● **Given data**:
-- start --

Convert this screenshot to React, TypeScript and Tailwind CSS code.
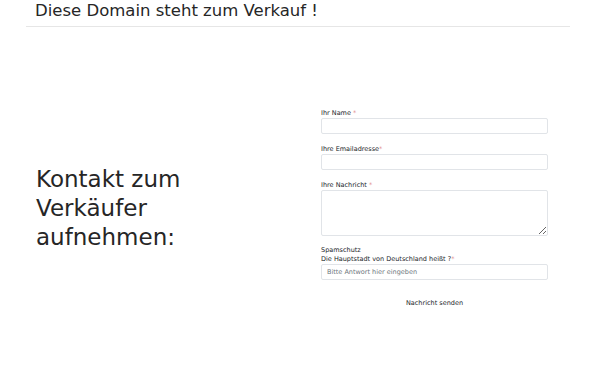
import React from 'react';

const Label = ({ children, req }: { children: React.ReactNode; req?: boolean }) => (
  <label className="block text-[6.5px] leading-[9px] text-[#212529]">
    {children}
    {req && <span className="text-[#e08a8a]">*</span>}
  </label>
);

const App = () => {
  return (
    <div
      className="w-[600px] h-[375px] bg-white text-[#212529] overflow-hidden"
      style={{ fontFamily: '"DejaVu Sans", Verdana, sans-serif' }}
    >
      <div className="ml-[26px] mr-[30px]">
        {/* Header */}
        <div className="h-[27px] border-b border-[#e6e6e6] pl-[9px] pt-[1px]">
          <h1 className="text-[16.5px] leading-[19px] text-[#262626]">Diese Domain steht zum Verkauf !</h1>
        </div>

        {/* Main */}
        <div className="grid grid-cols-2 items-center pt-[82px]">
          <div className="pl-[10px]">
            <h2 className="text-[23px] leading-[29px] text-[#262626]">
              Kontakt zum
              <br />
              Verkäufer
              <br />
              aufnehmen:
            </h2>
          </div>

          <form className="pl-[23px] pr-[22px]">
            <div className="mb-[11px]">
              <Label req>Ihr Name </Label>
              <input className="block w-full h-[16px] border border-[#e1e4e8] rounded-[2px] outline-none" />
            </div>
            <div className="mb-[11px]">
              <Label req>Ihre Emailadresse</Label>
              <input className="block w-full h-[16px] border border-[#e1e4e8] rounded-[2px] outline-none" />
            </div>
            <div className="mb-[10px]">
              <Label req>Ihre Nachricht </Label>
              <textarea className="block w-full h-[46px] border border-[#e1e4e8] rounded-[2px] outline-none" />
            </div>
            <div className="mb-[19px]">
              <Label>Spamschutz</Label>
              <Label req>Die Hauptstadt von Deutschland heißt ?</Label>
              <input
                placeholder="Bitte Antwort hier eingeben"
                className="block w-full h-[16px] border border-[#e1e4e8] rounded-[2px] px-[5px] text-[6.5px] outline-none placeholder:text-[#6c757d]"
              />
            </div>
            <div className="text-center text-[6.5px] leading-[9px] text-[#212529]">
              Nachricht senden
            </div>
          </form>
        </div>
      </div>
    </div>
  );
};

export default App;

-- end --

● **Work to complete**: Copy, from the material above, each line in which the string "React" occurs.

● **Finished task**:
Convert this screenshot to React, TypeScript and Tailwind CSS code.
import React from 'react';
const Label = ({ children, req }: { children: React.ReactNode; req?: boolean }) => (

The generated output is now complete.